As it darkened, a qualitative change came into the ranks of the fascist mob, a sense, organization. Three men appeared as their leaders, one a dapper, slim, well-dressed middle-aged man who was subsequently identified by people on our side as a prosperous Peekskill real-estate broker. A fourth man joined them, and a heated discussion in whispers started. At the same time, cars up on the road were swung around so that their headlights covered us. Though the police and state troopers were remarkably, conspicuously absent, the press was on the scene. Newspaper photographers were everywhere, taking picture after picture, and reporters crouched in the headlights taking notes of all that went on. In particular, my attention was drawn to three quiet, well-dressed, good-looking young men who stood just to one side of the beginning of the embankment; two of them had shorthand notebooks in which they wrote methodically and steadily. When I first saw them I decided that they were newspaper men and dismissed them from my mind. But I saw them again and again, and later talked to them, as you will see. Subsequently, I discovered that they were agents of the Department of Justice. Whether they were assigned to a left-wing concert or an attempted mass murder, I don't know. They were polite, aloof, neutral, and at one point decently helpful. But they were always neutral—even though what they saw was attempted murder, a strangely brutal, terrible attempt.

The four men in front of the mob broke off their discussion now, and one of them, a good-looking man of thirty or so, came toward us. He wore a white shirt, sleeves rolled up; his hands were in his pockets; he walked to our line and in a not unfriendly manner said,

“Who's running this?”

“I'll talk to you,” I said.

He told me he was a railroad worker, a Peekskill resident, and had been drawn into this because he belonged to the local Legion post. “I don't like commies no better than the next one,” he said, “but this kind of thing turns my stomach. I'm on the wrong side. I should be with you guys instead of them. What I want to know is this—will you call it off if we do?”

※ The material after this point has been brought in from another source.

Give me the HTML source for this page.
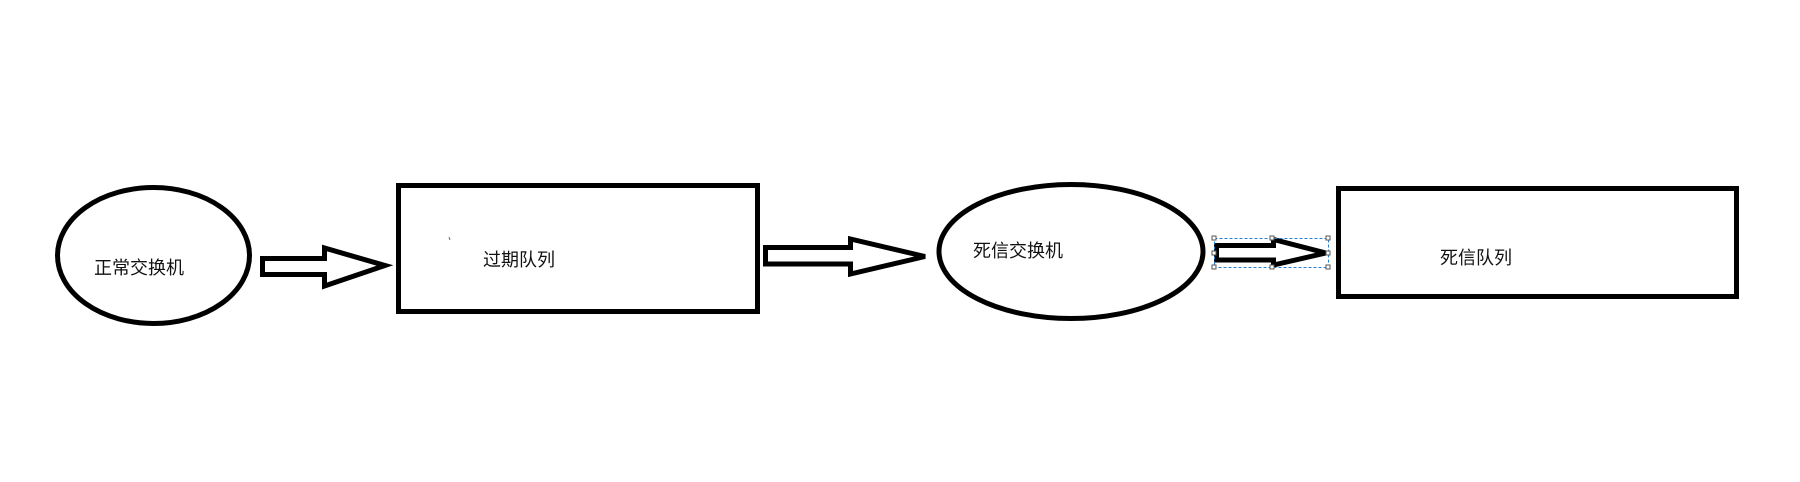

“We never called it on,” I said.

“Well, someone did, and now will you call it off?”

“And do what?”

“Clear out?”

“If you empty the road and let us get a police escort, we'll clear out. We got a hundred and fifty women and kids down there in the hollow and we're not going to send them into that pack of wolves.”

“Let me try,” he said.

“O.K.—we don't want any more of this.”

He went back and resumed his whispered argument with the three leaders of the mob, and now behind us the truck appeared. I dropped back to help get it across the road, and when it was in place, blocking the road, I had a quick conference with two of the trade unionists. We agreed to spar for time—to do anything for time, and they pressed me to try to continue the conversation with the railroad worker. Since there was no sign of troopers or police or any relief, one of the trade unionists agreed to try to get through their lines and phone for help. But as he slipped over the embankment they attacked us again, and that was the last I saw of the railroad worker.

This attack was more deliberate. They closed slowly with all their weight, forcing us back until our three lines were pressed solidly against the truck, and they punished our front line badly —concentrating their attention upon a tall, well-muscled Negro worker who had already given a good account of himself. Like yapping dogs around a huge wolf, they clawed at him and he swept them off and drove them back with his fists. This I remember, and a bit here and there, but otherwise my attention was in front of me. I had not fought this way in fifteen years, not since my days in the slums where I was raised, not since the gang fights of a kid on the New York streets; but now it was for our lives, for all that the cameras were flashing and newspaper men taking it down, blow by blow, so you could read in your morning papers how a few Reds in Westchester County were lynched. Only we would not be lynched and we drove the great, sick, screaming weight of them back, and once again there was a clear space in front of us.